Ah, here’s an article on Narniaweb.com:

The case for reading the books in published order includes the following:

1: The Lion is presented very much as the first of a series. It concludes with the words ‘That is the very end of the adventure of the wardrobe. But if the Professor was right, it was only the beginning of the adventures of Narnia.’ The ‘second’ book, Prince Caspian, is subtitled ‘The Return to Narnia.’

2: The narrator of The Lion says ‘None of the children knew who Aslan was, any more than you do.’ But if ‘you’ are supposed to have read The Magician’s Nephew, then you do know who Aslan was.

3: The charm of the opening of The Lion is spoiled if you already know, from Magician’s Nephew, that the wardrobe is magical; that the Professor has been to Narnia, and why there is a street lamp in Narnia. Similarly, the ‘shock of recognition’ in Magician’s Nephew is spoiled if you don’t know the significance of the wardrobe.

4: Why should The Horse and His Boy, which happens during the final chapter of The Lion, be set after it? Could an equally valid case not be made for saying that it should be set after The Silver Chair where it is presented as a story-within-a-story?

(I’m ignoring the next line: “Given that most people read and re-read the books many times, does this sort of nit-picking matter? Almost certainly not.”)

Oh, and just to make an attempt to stay on topic, I agree with the OP. What’s the downside of making Shakespeare’s works less difficult to find and appreciate?

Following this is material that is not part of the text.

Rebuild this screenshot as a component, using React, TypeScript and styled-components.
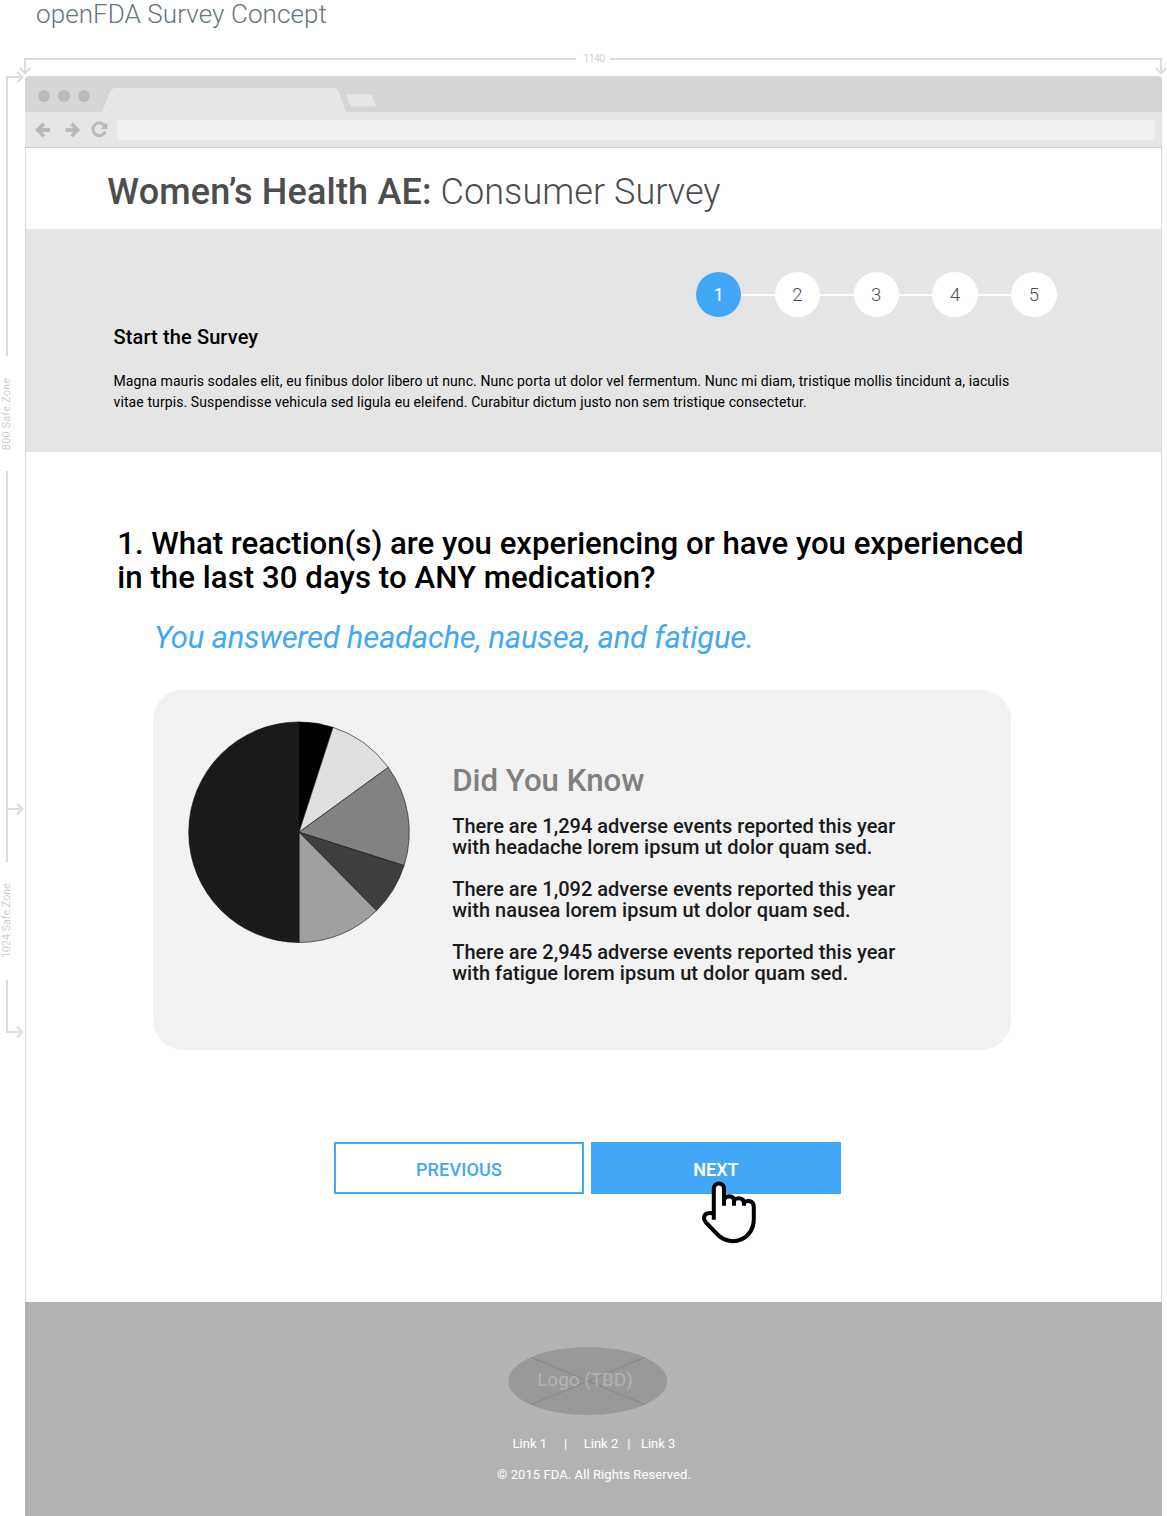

A bible like that would make a nice Memento
:slight_smile:

The reason to put them in alphabetical order is to make it easier for everyone to flip to them without having to look them up in the TOC. The reason to put them in historical order is to have Henry V be followed by Henry VI, instead of Julius Caesar. I can’t think of any reason to put them in order of composition, since anyone who is interested in the order they were written will have much easier ways to find out than looking through a heavy book.

Assuming the reason people read Shakespeare’s plays is to learn more about Shakespeare, composition order is correct because it’s the best way to track his development as a writer.

What a strange assumption! Do you also assume that people read Harry Potter to learn more about Rowling? At any rate, I would guess that of the 1% of people who care about Shakespeare’s development, 99% of them will just look in Wikipedia.

If you’re in the 1% of the 1%, swell, but anyone who cares that much will likely have single volumes devoted to each play anyway.

IMHO, people generally don’t read Shakephere’s plays for pleasure - they *watch *them for pleasure, but they *read *them for more scholarly purposes.

I’d much rather read a book than go to a play or movie based on it, but I’ve been told I’m weird.

Would you stop with the comparison with Harry Potter? It’s beyond stupid.

Ordering a collection of a writer’s work chronologically is perfectly reasonable. You find it inconvenient for this one particular writer, due to your particular interests for reading him. It’s rather obvious that the vehemence of your dislike for this are not rooted in the actual problem, but in you spending years running your stupidity through a feedback loop, instead of just realising that this is how collected works are ordered whether it be Shakespeare or Ghoete.

And if someone published the collected works of Rowling, the books would still come in the order you want to read them, because that’s how they were published.

Sheesh. I skipped past the real argument for my first point. Harry Potter is a 7 book series about the same fictional character, they’re intended by the author to be read in order. Shakespeare wrote plays. Plays intended to be performed and watched, in isolation, not read as a serialisation of history or a comment on the nature of the alphabet.